Días atrás conversaba con un buen
amigo, (un profesional del derecho, exitoso en su ejercicio y en la docencia),
que siempre anheló incursionar en la política, desde adolescente. En cierta
manera lo hizo en los años de bachillerato y en la Universidad, pero él se
refería más a la Política con mayúscula. La Política de las grandes decisiones.
Pero esa política requiere una ocupación entera, una devoción entera de la cual
se deja de lado o en un plano secundario cualquier otra aspiración o interés.
Cuando era adolescente, también
soñaba con la política. Lo veía como una forma de servicio público. Aspiraba
ser nada más y nada menos que Presidente, para poder acabar con los problemas
del país, básicamente aplicando lo que parecía mejor de otras experiencias en
el mundo. Y mi visión en la política tenía su componente ego centrista: era
“yo” quien lograba resolver todos los problemas, pues las soluciones venían de
la aplicación sin condicionamientos de las órdenes impartidas... Sin embargo
nunca tuve esa madera para dedicarme en cuerpo y alma a esa actividad. Con el
tiempo comprendí que la política (con minúscula o con mayúscula) tiene que ver
más con sentimientos y pasiones lejanos a la razón y el entendimiento. Por ello
no siempre los mejores son los que triunfan en política.

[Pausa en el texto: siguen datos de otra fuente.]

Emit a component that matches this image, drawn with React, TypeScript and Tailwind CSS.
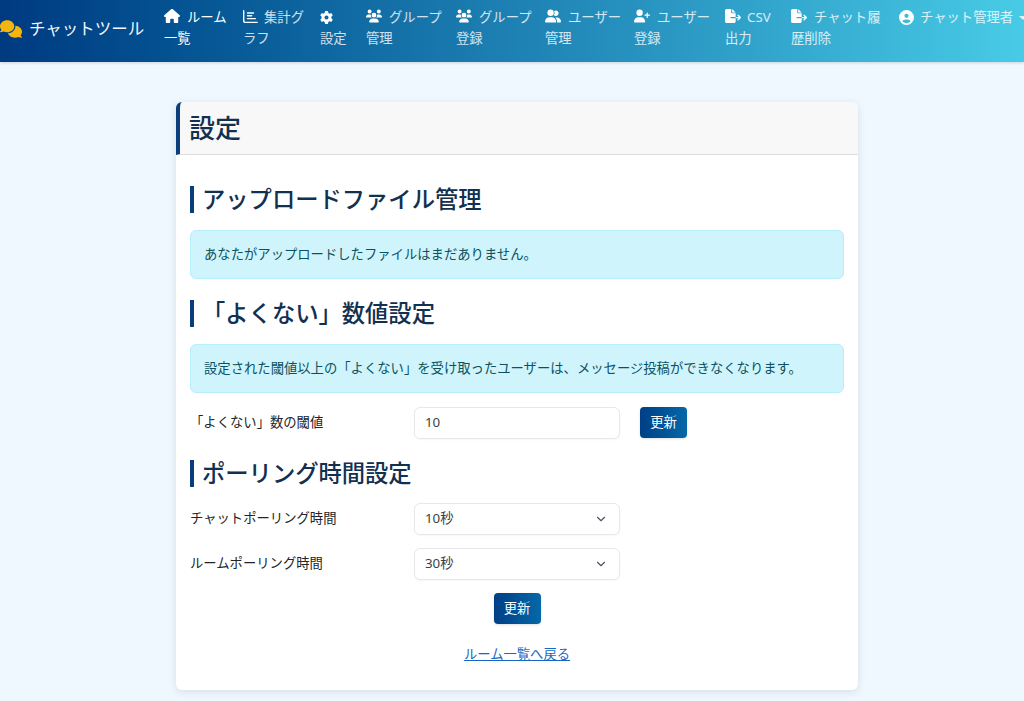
import { FaComments, FaHouse, FaRegChartBar, FaGear, FaUsers, FaUserGroup, FaUserPlus, FaFileExport, FaCircleUser } from 'react-icons/fa6'
import { ChevronDown } from 'lucide-react'
import type { ReactNode } from 'react'

const navItems = [
  { icon: <FaHouse className="text-[16px]" />, label: 'ルーム一覧', w: 'w-[79px]', gap: 'mr-[7px]', strong: true },
  { icon: <FaRegChartBar className="text-[15px]" />, label: '集計グラフ', w: 'w-[77px]', gap: 'mr-[6px]' },
  { icon: <FaGear className="text-[13px]" />, label: '設定', w: 'w-[46px]', gap: 'mr-[6px]', iconOnOwnLine: true },
  { icon: <FaUsers className="text-[16px]" />, label: 'グループ管理', w: 'w-[90px]', gap: 'mr-[7px]' },
  { icon: <FaUsers className="text-[16px]" />, label: 'グループ登録', w: 'w-[89px]', gap: 'mr-[7px]' },
  { icon: <FaUserGroup className="text-[16px]" />, label: 'ユーザー管理', w: 'w-[89px]', gap: 'mr-[7px]' },
  { icon: <FaUserPlus className="text-[16px]" />, label: 'ユーザー登録', w: 'w-[91px]', gap: 'mr-[7px]' },
  { icon: <FaFileExport className="text-[16px]" />, label: 'CSV出力', w: 'w-[66px]', gap: 'mr-[6px]' },
  { icon: <FaFileExport className="text-[16px]" />, label: 'チャット履歴削除', w: 'w-[108px]', gap: 'mr-[7px]' },
]

function SectionTitle({ children }: { children: ReactNode }) {
  return (
    <h2 className="border-l-4 border-[#0a3d7c] pl-[8px] text-[23.3px] leading-[27px] font-medium text-[#12304f]">
      {children}
    </h2>
  )
}

function Alert({ children }: { children: ReactNode }) {
  return (
    <div className="mt-[17px] h-[49px] flex items-center px-[13px] rounded-md bg-[#cff4fc] border border-[#b6effb] text-[13.33px] text-[#0b5160]">
      {children}
    </div>
  )
}

function UpdateButton() {
  return (
    <button className="block w-[47px] h-[31px] rounded bg-gradient-to-r from-[#003f86] to-[#0668a8] text-white text-[13.33px] shadow-sm">
      更新
    </button>
  )
}

function Field({ value, select }: { value: string; select?: boolean }) {
  return (
    <div className="w-[206px] h-[32px] flex items-center justify-between pl-[10px] pr-[11px] bg-white border border-[#e6e8ec] rounded-md shadow-[0_1px_2px_rgba(0,0,0,0.04)] text-[13.33px] text-[#3a4047]">
      <span>{value}</span>
      {select && <ChevronDown className="w-[14px] h-[14px] text-[#4b5563]" strokeWidth={2} />}
    </div>
  )
}

export default function App() {
  return (
    <div className="min-h-[701px] bg-[#eff7ff] font-['Noto_Sans','Noto_Sans_CJK_JP',sans-serif] overflow-hidden">
      <nav className="h-[62px] flex items-start bg-gradient-to-r from-[#003a80] to-[#48cbe6] shadow-[0_1px_3px_rgba(0,0,0,0.15)] text-white">
        <a className="w-[164px] h-[58px] flex items-center shrink-0">
          <FaComments className="w-[22px] h-[22px] text-[#f5b50f]" />
          <span className="ml-[7px] text-[16.5px] text-[#f2f8fc]">チャットツール</span>
        </a>
        <div className="flex pt-[7px]">
          {navItems.map((item) => (
            <a
              key={item.label}
              className={`${item.w} shrink-0 pr-[10px] text-[13.33px] leading-[21px] ${item.strong ? 'text-white' : 'text-white/80'}`}
            >
              <span className={`inline-flex ${item.gap} align-[-2px] text-white`}>{item.icon}</span>
              {item.iconOnOwnLine && <br />}
              {item.label}
            </a>
          ))}
          <a className="shrink-0 flex items-center h-[21px] text-[13.33px] text-white/80 whitespace-nowrap">
            <FaCircleUser className="mr-[6px] text-[15px] text-white" />
            チャット管理者
            <span className="ml-[6px] w-0 h-0 border-x-[4px] border-x-transparent border-t-[4px] border-t-white/80" />
          </a>
        </div>
      </nav>

      <main className="w-[682px] h-[588px] ml-[176px] mt-[40px] bg-white rounded-md shadow-[0_2px_8px_rgba(0,0,0,0.1)]">
        <header className="h-[53px] flex items-center pl-[9px] bg-[#f8f8f8] border-l-4 border-b border-l-[#0a3d7c] border-b-[#dedede] rounded-t-md">
          <h1 className="text-[26px] font-medium text-[#12304f]">設定</h1>
        </header>

        <div className="px-[14px] pt-[31px]">
          <SectionTitle>アップロードファイル管理</SectionTitle>
          <Alert>あなたがアップロードしたファイルはまだありません。</Alert>

          <div className="mt-[21px]">
            <SectionTitle>「よくない」数値設定</SectionTitle>
          </div>
          <Alert>設定された閾値以上の「よくない」を受け取ったユーザーは、メッセージ投稿ができなくなります。</Alert>

          <div className="mt-[14px] flex items-center">
            <label className="w-[224px] text-[13.33px] text-[#212529]">「よくない」数の閾値</label>
            <Field value="10" />
            <div className="ml-[20px] self-start">
              <UpdateButton />
            </div>
          </div>

          <div className="mt-[21px]">
            <SectionTitle>ポーリング時間設定</SectionTitle>
          </div>

          <div className="mt-[16px] flex items-center">
            <label className="w-[224px] text-[13.33px] text-[#212529]">チャットポーリング時間</label>
            <Field value="10秒" select />
          </div>
          <div className="mt-[13px] flex items-center">
            <label className="w-[224px] text-[13.33px] text-[#212529]">ルームポーリング時間</label>
            <Field value="30秒" select />
          </div>

          <div className="mt-[13px] flex justify-center">
            <UpdateButton />
          </div>
          <div className="mt-[20px] flex justify-center">
            <a className="text-[13.33px] leading-[20px] text-[#1668c4] underline">ルーム一覧へ戻る</a>
          </div>
        </div>
      </main>
    </div>
  )
}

A la política hoy día la veo como
una actividad penosa, en las varias acepciones que se le pueden dar a esa
palabra:
Es trabajosa, supone una gran
dificultad: requiere una dedicación casi exclusiva. No es una profesión que
resulte beneficiosa económicamente. Que veamos políticos llevando una estilo de
vida de millonarios no significa que sea lucrativa. Demanda mucho trabajo no
remunerado que probablemente haya que ejecutarlo en el tiempo libre. Los
ascensos provienen más del azar, de las relaciones que se tenga con personas
influyentes que del esfuerzo.
También es capaz de causar pena.
Puede provenir de una derrota (que son comunes en la política) o de decisiones
desacertadas (apoyar a un candidato que pierde, perder el favor del electorado
por una mala gestión o incluso por tomar decisiones necesarias pero
impopulares). Pero también lo que se llama pena ajena, es decir, cuando no
quisiéramos estar en los zapatos de otra persona que está pasando o realizando algo
realmente embarazoso. En estas últimas elecciones en el Perú, veía como un
hombre serio, con muchísimo dinero y quien a todas luces no necesita de la
política como es “PPK” (Pedro Pablo Kuczynski), bailando, abrazando gente,
tratando de ser simpático, actos que se le ven ajenos y que solo buscan ganar
el favor del voto popular.
Adicionalmente, la política como
profesión es la más denostada, la más criticada. Muchos de los cuestionamientos
son comprensibles. Otros tantos justificados. La política, sobre todo la
electoral, busca despertar pasiones internas, atávicas, irracionales. Pero una
vez en el poder, las decisiones que deben tomarse no siempre corresponden con
el ánimo del votante, del partidario, del simpatizante. Y cuando se van tomando
malas decisiones, cuando desde el Poder no se resuelven problemas, se va
generando y acumulando un descontento, que luego es capitalizado por sectores o
grupos que basan su propuesta en la “anti-política” (que es un sentimiento
generalizado de que los actores políticos a cargo son incapaces y hay que
sacarlos del juego), proponiendo a veces de manera abierta, a veces de manera
velada que la política es algo sucio, un “pecado original” que solo puede ser
suprimido por un bautismo propuesto por ellos. Lo contradictorio es que hacen
“Política” basada en la promesa de liberación de todo lo que tenga que ver con
ella. Y pueden llegar al Poder, han llegado al poder y seguirán llegando al
Poder.
En Latinoamérica desde los años
90 se han dado varios casos, el más emblemático tal vez el liderado por Alberto
Fujimori, quien en algún momento disolvió el Poder Legislativo y junto con los
militares dio un golpe de estado. Esto fue conocido como el “Fujimorazo”, que
vino a significar un desconocimiento de las Instituciones, para depurarlas y
comenzar de nuevo. En Venezuela, la llegada de Hugo Chávez también se
fundamentó en ese sentimiento de “anti-política”.
Esta retórica “anti-política” los hace poco
propensos a negociar (una herramienta fundamental para la política), a buscar
entendimientos, lo que genera polarización y autoritarismo. La experiencia
demuestra que estos movimientos terminan cometiendo los mismos errores y abusos
que sus antecesores, porque se sustentan en el maniqueísmo: convierten
cualquier disidencia o crítica en obra de quienes anhelan volver al pasado
horrible y aterrador de corrupción y arbitrariedad.